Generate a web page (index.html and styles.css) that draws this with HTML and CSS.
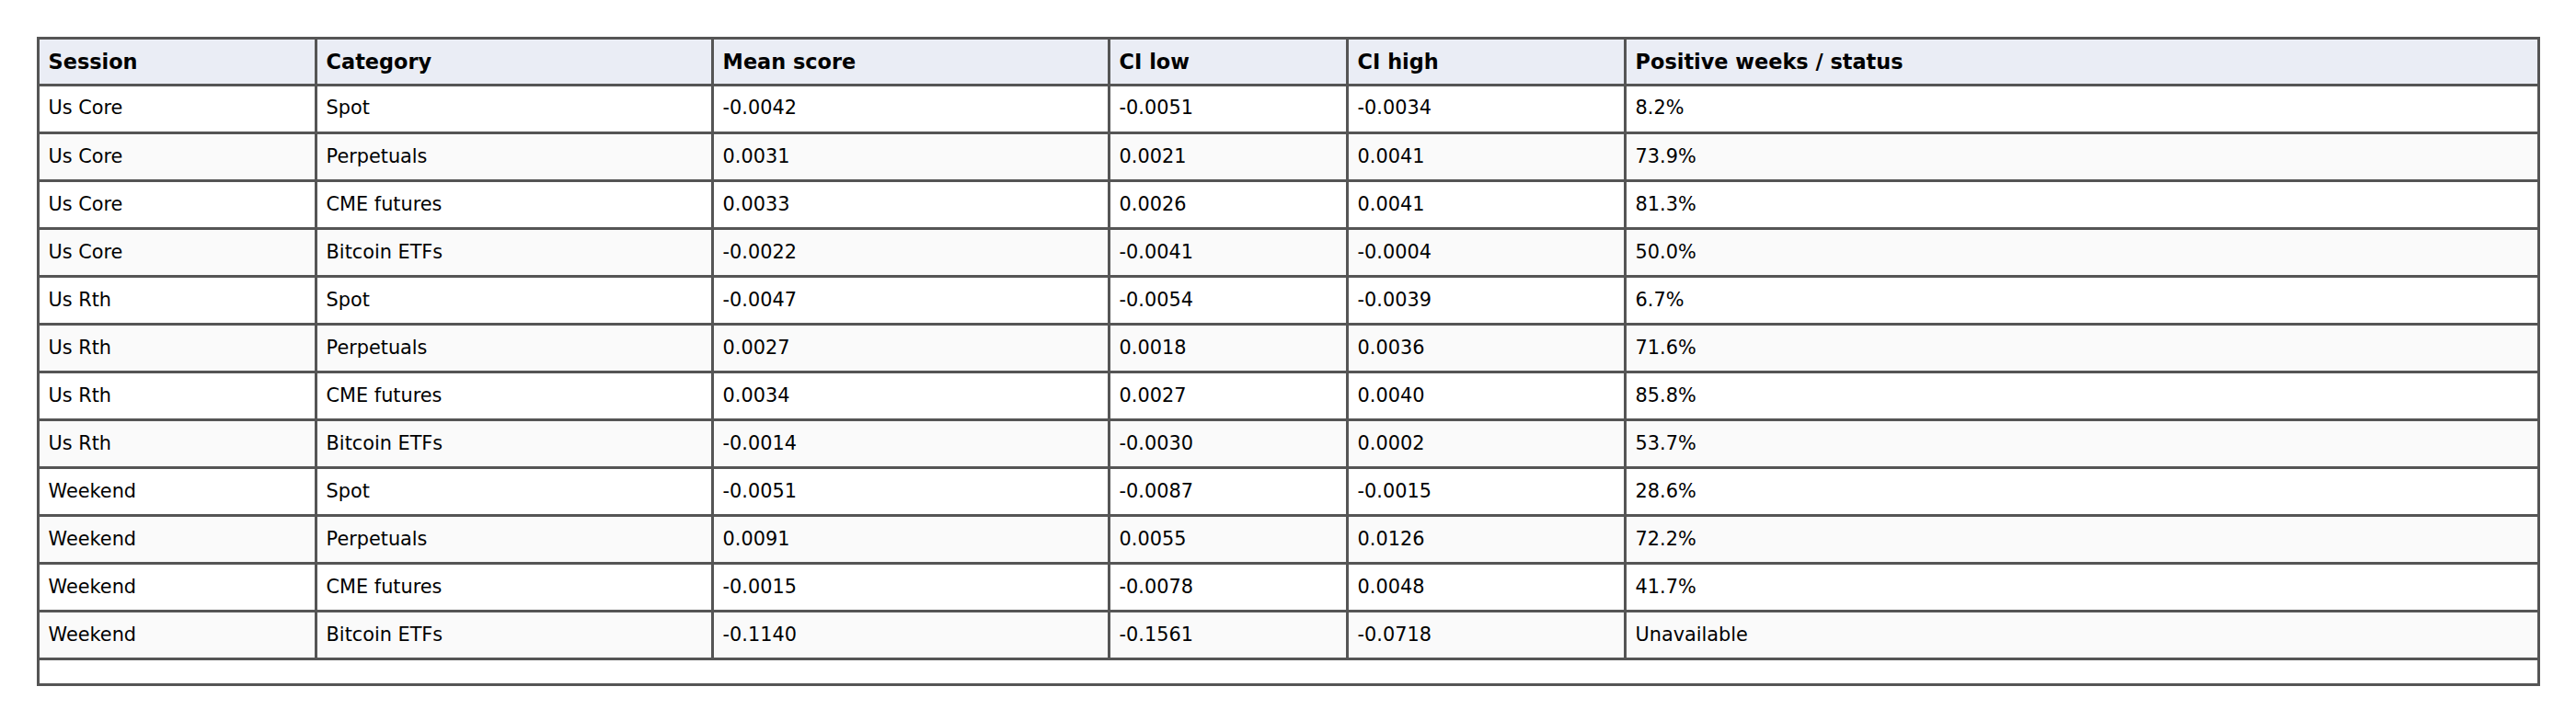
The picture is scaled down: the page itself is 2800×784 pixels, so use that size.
FILE: index.html
```html
<!DOCTYPE html>
<html lang="en">
<head>
<meta charset="utf-8">
<title>Session scores</title>
<link rel="stylesheet" href="styles.css">
</head>
<body>
<table class="grid">
  <colgroup>
    <col class="c-session">
    <col class="c-cat">
    <col class="c-mean">
    <col class="c-low">
    <col class="c-high">
    <col class="c-pos">
  </colgroup>
  <thead>
    <tr>
      <th>Session</th><th>Category</th><th>Mean score</th><th>CI low</th><th>CI high</th><th>Positive weeks / status</th>
    </tr>
  </thead>
  <tbody>
    <tr><td>Us Core</td><td>Spot</td><td>-0.0042</td><td>-0.0051</td><td>-0.0034</td><td>8.2%</td></tr>
    <tr><td>Us Core</td><td>Perpetuals</td><td>0.0031</td><td>0.0021</td><td>0.0041</td><td>73.9%</td></tr>
    <tr><td>Us Core</td><td>CME futures</td><td>0.0033</td><td>0.0026</td><td>0.0041</td><td>81.3%</td></tr>
    <tr><td>Us Core</td><td>Bitcoin ETFs</td><td>-0.0022</td><td>-0.0041</td><td>-0.0004</td><td>50.0%</td></tr>
    <tr><td>Us Rth</td><td>Spot</td><td>-0.0047</td><td>-0.0054</td><td>-0.0039</td><td>6.7%</td></tr>
    <tr><td>Us Rth</td><td>Perpetuals</td><td>0.0027</td><td>0.0018</td><td>0.0036</td><td>71.6%</td></tr>
    <tr><td>Us Rth</td><td>CME futures</td><td>0.0034</td><td>0.0027</td><td>0.0040</td><td>85.8%</td></tr>
    <tr><td>Us Rth</td><td>Bitcoin ETFs</td><td>-0.0014</td><td>-0.0030</td><td>0.0002</td><td>53.7%</td></tr>
    <tr><td>Weekend</td><td>Spot</td><td>-0.0051</td><td>-0.0087</td><td>-0.0015</td><td>28.6%</td></tr>
    <tr><td>Weekend</td><td>Perpetuals</td><td>0.0091</td><td>0.0055</td><td>0.0126</td><td>72.2%</td></tr>
    <tr><td>Weekend</td><td>CME futures</td><td>-0.0015</td><td>-0.0078</td><td>0.0048</td><td>41.7%</td></tr>
    <tr><td>Weekend</td><td>Bitcoin ETFs</td><td>-0.1140</td><td>-0.1561</td><td>-0.0718</td><td>Unavailable</td></tr>
  </tbody>
  <tfoot>
    <tr><td class="foot" colspan="6"></td></tr>
  </tfoot>
</table>
</body>
</html>
```

FILE: styles.css
```css
html, body {
  margin: 0;
  padding: 0;
  background: #ffffff;
}

body {
  padding: 40px;
  font-family: "DejaVu Sans", "Liberation Sans", sans-serif;
  color: #000000;
}

.grid {
  width: 2720px;
  border-collapse: collapse;
  table-layout: fixed;
  font-size: 20.8px;
}

.c-session { width: 302px; }
.c-cat { width: 431px; }
.c-mean { width: 431px; }
.c-low { width: 259px; }
.c-high { width: 302px; }
.c-pos { width: 993px; }

.grid th,
.grid td {
  border: 3px solid #555555;
  padding: 12.8px 9.6px;
  text-align: left;
  vertical-align: middle;
  white-space: nowrap;
}

.grid th {
  background: #eaedf5;
  font-weight: bold;
  font-size: 22.4px;
  line-height: 22.1px;
}

.grid td {
  line-height: 23.45px;
}

.grid tbody tr:nth-child(even) td {
  background: #fafafa;
}

.grid td.foot {
  padding: 12.5px 9.6px;
  line-height: 0;
  height: 0;
  background: #ffffff;
}
```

###

**EXERCISE PROMPT**
From the listing, extract all text exactly as given and drop any picture.

**WORKED SOLUTION**
Generate a web page (index.html and styles.css) that draws this with HTML and CSS.
The picture is scaled down: the page itself is 2800×784 pixels, so use that size.
FILE: index.html
```html
<!DOCTYPE html>
<html lang="en">
<head>
<meta charset="utf-8">
<title>Session scores</title>
<link rel="stylesheet" href="styles.css">
</head>
<body>
<table class="grid">
  <colgroup>
    <col class="c-session">
    <col class="c-cat">
    <col class="c-mean">
    <col class="c-low">
    <col class="c-high">
    <col class="c-pos">
  </colgroup>
  <thead>
    <tr>
      <th>Session</th><th>Category</th><th>Mean score</th><th>CI low</th><th>CI high</th><th>Positive weeks / status</th>
    </tr>
  </thead>
  <tbody>
    <tr><td>Us Core</td><td>Spot</td><td>-0.0042</td><td>-0.0051</td><td>-0.0034</td><td>8.2%</td></tr>
    <tr><td>Us Core</td><td>Perpetuals</td><td>0.0031</td><td>0.0021</td><td>0.0041</td><td>73.9%</td></tr>
    <tr><td>Us Core</td><td>CME futures</td><td>0.0033</td><td>0.0026</td><td>0.0041</td><td>81.3%</td></tr>
    <tr><td>Us Core</td><td>Bitcoin ETFs</td><td>-0.0022</td><td>-0.0041</td><td>-0.0004</td><td>50.0%</td></tr>
    <tr><td>Us Rth</td><td>Spot</td><td>-0.0047</td><td>-0.0054</td><td>-0.0039</td><td>6.7%</td></tr>
    <tr><td>Us Rth</td><td>Perpetuals</td><td>0.0027</td><td>0.0018</td><td>0.0036</td><td>71.6%</td></tr>
    <tr><td>Us Rth</td><td>CME futures</td><td>0.0034</td><td>0.0027</td><td>0.0040</td><td>85.8%</td></tr>
    <tr><td>Us Rth</td><td>Bitcoin ETFs</td><td>-0.0014</td><td>-0.0030</td><td>0.0002</td><td>53.7%</td></tr>
    <tr><td>Weekend</td><td>Spot</td><td>-0.0051</td><td>-0.0087</td><td>-0.0015</td><td>28.6%</td></tr>
    <tr><td>Weekend</td><td>Perpetuals</td><td>0.0091</td><td>0.0055</td><td>0.0126</td><td>72.2%</td></tr>
    <tr><td>Weekend</td><td>CME futures</td><td>-0.0015</td><td>-0.0078</td><td>0.0048</td><td>41.7%</td></tr>
    <tr><td>Weekend</td><td>Bitcoin ETFs</td><td>-0.1140</td><td>-0.1561</td><td>-0.0718</td><td>Unavailable</td></tr>
  </tbody>
  <tfoot>
    <tr><td class="foot" colspan="6"></td></tr>
  </tfoot>
</table>
</body>
</html>
```

FILE: styles.css
```css
html, body {
  margin: 0;
  padding: 0;
  background: #ffffff;
}

body {
  padding: 40px;
  font-family: "DejaVu Sans", "Liberation Sans", sans-serif;
  color: #000000;
}

.grid {
  width: 2720px;
  border-collapse: collapse;
  table-layout: fixed;
  font-size: 20.8px;
}

.c-session { width: 302px; }
.c-cat { width: 431px; }
.c-mean { width: 431px; }
.c-low { width: 259px; }
.c-high { width: 302px; }
.c-pos { width: 993px; }

.grid th,
.grid td {
  border: 3px solid #555555;
  padding: 12.8px 9.6px;
  text-align: left;
  vertical-align: middle;
  white-space: nowrap;
}

.grid th {
  background: #eaedf5;
  font-weight: bold;
  font-size: 22.4px;
  line-height: 22.1px;
}

.grid td {
  line-height: 23.45px;
}

.grid tbody tr:nth-child(even) td {
  background: #fafafa;
}

.grid td.foot {
  padding: 12.5px 9.6px;
  line-height: 0;
  height: 0;
  background: #ffffff;
}
```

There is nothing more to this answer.